A split 70s LP – with two earlier classics! First up is How I Feel About
Jazz – an important early album from Quincy Jones! Q's working here in some of his hippest settings of the 50s – scoring longish versions of jazz tunes for groups that include players like Lucky Thompson on tenor, Herbie Mann on flute, Art Farmer on trumpet, Phil Woods and Gene Quill on alto sax, Hank Jones on piano, and even Charles Mingus on bass! As with most Jones albums of the time
, Quincy has a way of making a bigger group sound nice and lean – hitting some especially nice edges along with the rhythms, and really showing the way towards a new soulful sound for a bigger band.

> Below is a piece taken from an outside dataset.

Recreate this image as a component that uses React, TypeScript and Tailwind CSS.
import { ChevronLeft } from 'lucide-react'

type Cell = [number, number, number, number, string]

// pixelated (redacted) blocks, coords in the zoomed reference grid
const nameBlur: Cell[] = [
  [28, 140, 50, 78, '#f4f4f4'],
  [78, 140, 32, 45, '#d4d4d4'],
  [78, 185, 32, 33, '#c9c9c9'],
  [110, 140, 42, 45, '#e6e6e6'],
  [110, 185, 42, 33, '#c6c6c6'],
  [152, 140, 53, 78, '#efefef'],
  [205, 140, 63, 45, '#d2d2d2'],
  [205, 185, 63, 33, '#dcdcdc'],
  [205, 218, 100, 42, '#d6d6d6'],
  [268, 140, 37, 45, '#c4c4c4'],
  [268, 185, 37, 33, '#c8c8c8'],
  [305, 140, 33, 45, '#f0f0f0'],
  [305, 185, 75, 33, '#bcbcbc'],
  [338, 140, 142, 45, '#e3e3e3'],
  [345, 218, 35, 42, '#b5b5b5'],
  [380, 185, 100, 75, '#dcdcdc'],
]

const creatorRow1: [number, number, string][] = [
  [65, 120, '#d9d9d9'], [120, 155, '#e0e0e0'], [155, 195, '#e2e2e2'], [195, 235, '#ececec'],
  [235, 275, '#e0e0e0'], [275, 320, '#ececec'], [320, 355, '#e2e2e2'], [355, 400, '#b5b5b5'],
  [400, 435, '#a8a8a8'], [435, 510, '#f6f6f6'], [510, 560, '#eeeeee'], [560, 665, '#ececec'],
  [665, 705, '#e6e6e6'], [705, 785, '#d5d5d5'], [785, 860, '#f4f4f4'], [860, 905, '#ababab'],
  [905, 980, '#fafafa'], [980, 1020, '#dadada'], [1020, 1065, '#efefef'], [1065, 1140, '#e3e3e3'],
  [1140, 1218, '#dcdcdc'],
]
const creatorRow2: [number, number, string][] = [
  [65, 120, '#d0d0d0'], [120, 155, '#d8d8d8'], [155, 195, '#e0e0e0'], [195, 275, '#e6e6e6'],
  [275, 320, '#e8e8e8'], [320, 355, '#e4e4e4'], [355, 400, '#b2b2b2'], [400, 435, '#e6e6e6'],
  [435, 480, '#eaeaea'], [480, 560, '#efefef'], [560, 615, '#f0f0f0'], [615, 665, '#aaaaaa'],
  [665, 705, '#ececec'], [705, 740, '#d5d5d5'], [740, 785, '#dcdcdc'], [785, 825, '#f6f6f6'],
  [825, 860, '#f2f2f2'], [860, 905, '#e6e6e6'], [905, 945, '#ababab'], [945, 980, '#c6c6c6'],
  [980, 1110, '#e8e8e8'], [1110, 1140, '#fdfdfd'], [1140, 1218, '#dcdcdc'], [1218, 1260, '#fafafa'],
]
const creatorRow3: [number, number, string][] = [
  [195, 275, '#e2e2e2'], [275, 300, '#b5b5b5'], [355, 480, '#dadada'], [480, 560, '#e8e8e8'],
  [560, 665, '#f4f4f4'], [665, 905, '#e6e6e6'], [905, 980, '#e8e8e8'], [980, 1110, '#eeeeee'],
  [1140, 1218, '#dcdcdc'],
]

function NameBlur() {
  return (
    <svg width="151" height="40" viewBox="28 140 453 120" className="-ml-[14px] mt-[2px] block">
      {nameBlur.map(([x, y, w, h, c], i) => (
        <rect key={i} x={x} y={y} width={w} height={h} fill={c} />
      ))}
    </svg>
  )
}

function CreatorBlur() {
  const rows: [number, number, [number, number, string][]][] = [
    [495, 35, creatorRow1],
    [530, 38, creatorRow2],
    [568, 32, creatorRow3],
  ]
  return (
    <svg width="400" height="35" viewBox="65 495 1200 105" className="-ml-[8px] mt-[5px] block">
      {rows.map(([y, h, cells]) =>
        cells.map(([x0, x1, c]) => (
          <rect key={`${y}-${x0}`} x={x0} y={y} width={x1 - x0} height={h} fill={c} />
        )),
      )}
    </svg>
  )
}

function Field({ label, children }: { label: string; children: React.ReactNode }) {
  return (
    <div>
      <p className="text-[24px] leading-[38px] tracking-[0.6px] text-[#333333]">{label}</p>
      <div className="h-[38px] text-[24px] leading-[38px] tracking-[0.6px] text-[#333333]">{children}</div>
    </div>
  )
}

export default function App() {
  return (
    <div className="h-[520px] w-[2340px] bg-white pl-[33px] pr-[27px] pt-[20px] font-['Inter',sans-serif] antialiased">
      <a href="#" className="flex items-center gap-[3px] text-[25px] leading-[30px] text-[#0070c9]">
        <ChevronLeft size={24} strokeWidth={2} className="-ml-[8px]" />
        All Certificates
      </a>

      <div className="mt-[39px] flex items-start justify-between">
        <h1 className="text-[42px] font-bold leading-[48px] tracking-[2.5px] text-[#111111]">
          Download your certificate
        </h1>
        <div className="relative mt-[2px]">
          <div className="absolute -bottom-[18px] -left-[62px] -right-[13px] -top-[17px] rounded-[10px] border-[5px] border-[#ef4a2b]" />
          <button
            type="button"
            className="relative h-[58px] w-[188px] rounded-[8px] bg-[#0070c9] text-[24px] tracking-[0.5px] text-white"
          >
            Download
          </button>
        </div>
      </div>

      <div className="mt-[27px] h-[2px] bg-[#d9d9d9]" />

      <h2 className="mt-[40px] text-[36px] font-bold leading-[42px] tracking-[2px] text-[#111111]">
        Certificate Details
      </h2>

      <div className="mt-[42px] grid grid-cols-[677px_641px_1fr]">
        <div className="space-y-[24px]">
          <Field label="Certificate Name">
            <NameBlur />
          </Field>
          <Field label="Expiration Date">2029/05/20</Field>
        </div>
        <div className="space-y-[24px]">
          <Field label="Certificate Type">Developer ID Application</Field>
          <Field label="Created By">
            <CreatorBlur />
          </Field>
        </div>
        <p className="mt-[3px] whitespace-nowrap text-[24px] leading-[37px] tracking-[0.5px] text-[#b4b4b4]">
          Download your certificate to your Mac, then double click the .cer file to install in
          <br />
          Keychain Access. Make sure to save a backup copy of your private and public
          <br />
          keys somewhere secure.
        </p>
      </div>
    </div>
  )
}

Titles include a sublime 10 minute version of "Walkin" that kicks off the album with a great soulful groove – plus original tunes "Evening In Paris", "Stockholm Sweetnin", and "Boo's Blues", as well as a version of Cannonball Adderley's "Sermonette". Next is Quintessence – a very soulful set of big band material from Quincy Jones – recorded during that tight early 60s period when his arrangements just couldn't fail! The album's his only session for Impulse, and it's got a slightly deeper style than his work from the time
for Mercury – a bit more sophisticated, with nice modern touches that take the tunes in surprising directions. Part of the greatness of the set lies in the players – as the album features work by Curtis Fuller, Thad Jones, Stu Martin, Freddie Hubbard, Patty Brown, Phil Woods, and Jerome Richardson – and titles include "Robot Portrait", "Hard Sock Dance", "The Twitch", and "For Lena & Lennie".